>> BEGIN Collected data

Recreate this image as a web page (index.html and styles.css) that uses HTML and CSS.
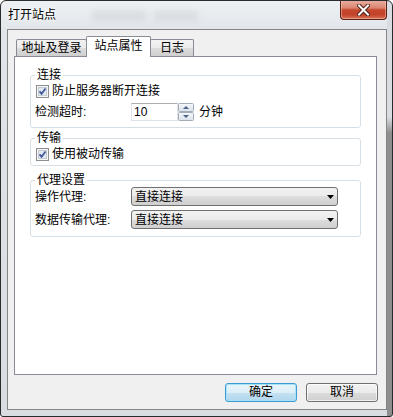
FILE: index.html
```html
<!DOCTYPE html>
<html lang="zh-CN">
<head>
    <meta charset="UTF-8">
    <title>打开站点</title>
    <link rel="stylesheet" href="styles.css">
</head>
<body>
    <div class="window">
        <div class="titlebar">
            <span class="title">打开站点</span>
            <span class="glass-blur"></span>
            <span class="glass-blur small"></span>
            <button class="close" type="button">
                <svg width="13" height="12" viewBox="0 0 13 12">
                    <path d="M2 1.5l9 9M11 1.5l-9 9" stroke="#4a1f17" stroke-width="4" stroke-linecap="square"/>
                    <path d="M2 1.5l9 9M11 1.5l-9 9" stroke="#fff" stroke-width="2" stroke-linecap="square"/>
                </svg>
            </button>
        </div>

        <div class="client">
            <div class="tabs">
                <div class="tab tab-login">地址及登录</div>
                <div class="tab tab-props active">站点属性</div>
                <div class="tab tab-log">日志</div>
            </div>

            <div class="panel">
                <fieldset class="group group-conn">
                    <legend>连接</legend>
                    <label class="row check-row">
                        <span class="checkbox">
                            <svg width="13" height="13" viewBox="0 0 13 13">
                                <rect x="0.5" y="0.5" width="12" height="12" fill="#f6f6f6" stroke="#8e8f8f"/>
                                <rect x="2.5" y="2.5" width="8" height="8" fill="#e2e8ef" stroke="#c3cbd5"/>
                                <path d="M3.5 6.3l2.1 2.4 3.9-5.2" fill="none" stroke="#43599a" stroke-width="1.8"/>
                            </svg>
                        </span>
                        防止服务器断开连接
                    </label>
                    <div class="row field-row">
                        <span class="label">检测超时:</span>
                        <span class="spin-input">10</span>
                        <svg class="spin-btns" width="16" height="18" viewBox="0 0 16 18">
                            <defs>
                                <linearGradient id="spinbg" x1="0" y1="0" x2="0" y2="1">
                                    <stop offset="0" stop-color="#f5f8fb"/>
                                    <stop offset="1" stop-color="#d9e1ea"/>
                                </linearGradient>
                            </defs>
                            <rect x="0.5" y="0.5" width="15" height="8" rx="1" fill="url(#spinbg)" stroke="#a3adb9"/>
                            <rect x="0.5" y="9.5" width="15" height="8" rx="1" fill="url(#spinbg)" stroke="#a3adb9"/>
                            <path d="M5 6h6L8 3z" fill="#4d6185"/>
                            <path d="M5 12h6L8 15z" fill="#4d6185"/>
                        </svg>
                        <span class="unit">分钟</span>
                    </div>
                </fieldset>

                <fieldset class="group group-transfer">
                    <legend>传输</legend>
                    <label class="row check-row">
                        <span class="checkbox">
                            <svg width="13" height="13" viewBox="0 0 13 13">
                                <rect x="0.5" y="0.5" width="12" height="12" fill="#f6f6f6" stroke="#8e8f8f"/>
                                <rect x="2.5" y="2.5" width="8" height="8" fill="#e2e8ef" stroke="#c3cbd5"/>
                                <path d="M3.5 6.3l2.1 2.4 3.9-5.2" fill="none" stroke="#43599a" stroke-width="1.8"/>
                            </svg>
                        </span>
                        使用被动传输
                    </label>
                </fieldset>

                <fieldset class="group group-proxy">
                    <legend>代理设置</legend>
                    <div class="row combo-row">
                        <span class="label">操作代理:</span>
                        <div class="combo">
                            <span>直接连接</span>
                            <svg width="7" height="4" viewBox="0 0 7 4"><path d="M0 0h7L3.5 4z" fill="#000"/></svg>
                        </div>
                    </div>
                    <div class="row combo-row">
                        <span class="label">数据传输代理:</span>
                        <div class="combo">
                            <span>直接连接</span>
                            <svg width="7" height="4" viewBox="0 0 7 4"><path d="M0 0h7L3.5 4z" fill="#000"/></svg>
                        </div>
                    </div>
                </fieldset>
            </div>

            <div class="buttons">
                <button class="btn default" type="button">确定</button>
                <button class="btn" type="button">取消</button>
            </div>
        </div>
    </div>
</body>
</html>
```

FILE: styles.css
```css
body {
    margin: 0;
    font-family: "Liberation Sans", "Noto Sans CJK SC", sans-serif;
    font-size: 12px;
    color: #000;
    background: #fff;
}
.window {
    width: 393px;
    height: 417px;
    box-sizing: border-box;
    border: 1px solid #2b2b2b;
    border-radius: 6px 6px 3px 3px;
    display: flex;
    flex-direction: column;
    background:
        linear-gradient(#d9dde1 0, #d9dde1 116px, #8e8e8e 132px) right top / 5px 100% no-repeat,
        linear-gradient(#eef1f4, #e1e5e9 30px, #d9dde1);
    overflow: hidden;
}
.titlebar {
    height: 28px;
    display: flex;
    align-items: flex-start;
}
.title {
    margin: 7px 0 0 7px;
    line-height: 14px;
    text-shadow: 0 0 6px #fff, 0 0 3px #fff;
}
.glass-blur {
    width: 54px;
    height: 11px;
    margin: 9px 0 0 36px;
    background: rgba(90, 95, 100, 0.09);
    filter: blur(3px);
}
.glass-blur.small {
    width: 44px;
    margin-left: 8px;
}
.close {
    margin: -1px 5px 0 auto;
    width: 47px;
    height: 20px;
    padding: 0;
    border: 1px solid #5a2015;
    border-top: none;
    border-radius: 0 0 4px 4px;
    background: linear-gradient(#e9b1a3 0%, #db8470 42%, #c5482d 52%, #c3432a 78%, #d8775d 100%);
    box-shadow: inset 0 0 0 1px rgba(255, 210, 200, 0.45);
    display: flex;
    align-items: center;
    justify-content: center;
}
.client {
    height: 381px;
    box-sizing: border-box;
    margin: 0 5px 6px 6px;
    border: 1px solid #858585;
    background: #f0f0f0;
    padding: 6px 9px 0 6px;
}
.tabs {
    display: flex;
    align-items: flex-end;
    height: 21px;
    margin: 0 0 -1px 2px;
    position: relative;
    z-index: 1;
}
.tab {
    box-sizing: border-box;
    height: 17px;
    margin-bottom: 1px;
    border: 1px solid #898c95;
    border-bottom: none;
    border-radius: 2px 2px 0 0;
    background: linear-gradient(#f2f2f2, #ebebeb 50%, #dddddd 50%, #cfcfcf);
    line-height: 16px;
    text-align: center;
}
.tab-login {
    width: 71px;
}
.tab-props {
    width: 65px;
    margin-left: -1px;
}
.tab-log {
    width: 44px;
    margin-left: -1px;
}
.tab.active {
    height: 21px;
    margin-bottom: 0;
    background: #fff;
    line-height: 18px;
    position: relative;
    z-index: 1;
}
.panel {
    height: 319px;
    box-sizing: border-box;
    border: 1px solid #898c95;
    background: #fff;
    padding: 0 15px;
    overflow: hidden;
}
.group {
    margin: 0;
    min-width: 0;
    border: 1px solid #d5dfe5;
    border-radius: 3px;
    padding: 2px 4px 6px;
}
.group legend {
    padding: 0 2px;
    line-height: 14px;
}
.group-conn {
    margin-top: 11px;
}
.group-transfer {
    margin-top: 3px;
    padding-bottom: 4px;
}
.group-proxy {
    margin-top: 7px;
    padding-top: 0;
    padding-bottom: 7px;
}
.row {
    display: flex;
    align-items: center;
}
.check-row {
    height: 14px;
    line-height: 14px;
}
.checkbox {
    display: flex;
    margin: 0 3px 0 1px;
}
.field-row {
    height: 18px;
    margin-top: 5px;
}
.label {
    width: 96px;
    flex-shrink: 0;
    line-height: 14px;
}
.spin-input {
    box-sizing: border-box;
    width: 47px;
    height: 18px;
    padding-left: 2px;
    border: 1px solid #dfe3e9;
    border-top-color: #abadb3;
    line-height: 16px;
}
.spin-btns {
    display: block;
}
.unit {
    margin-left: 5px;
    line-height: 14px;
}
.combo-row {
    height: 19px;
}
.combo-row + .combo-row {
    margin-top: 4px;
}
.combo {
    box-sizing: border-box;
    width: 207px;
    height: 19px;
    border: 1px solid #707070;
    border-radius: 3px;
    background: linear-gradient(#f2f2f2, #ebebeb 50%, #dddddd 50%, #cfcfcf);
    display: flex;
    align-items: center;
    justify-content: space-between;
    padding: 0 3px 0 3px;
    line-height: 14px;
}
.buttons {
    display: flex;
    justify-content: flex-end;
    gap: 9px;
    margin: 8px -1px 0 0;
}
.btn {
    width: 72px;
    height: 19px;
    padding: 0;
    font: inherit;
    line-height: 15px;
    color: #000;
    border: 1px solid #707070;
    border-radius: 3px;
    background: linear-gradient(#f2f2f2, #ebebeb 50%, #dddddd 50%, #cfcfcf);
    box-shadow: inset 0 0 0 1px rgba(255, 255, 255, 0.7);
}
.btn.default {
    border-color: #3c9bd2;
    background: linear-gradient(#eaf5fb, #dceef8 50%, #c5e2f3 50%, #b1d6ec);
    box-shadow: inset 0 0 0 1px #a8e1f8;
}
```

>> END Collected data

- _Task prompt_: Track down every line of the material containing the string "index", and copy it.

- _Solution_:
Recreate this image as a web page (index.html and styles.css) that uses HTML and CSS.
FILE: index.html
    z-index: 1;
    z-index: 1;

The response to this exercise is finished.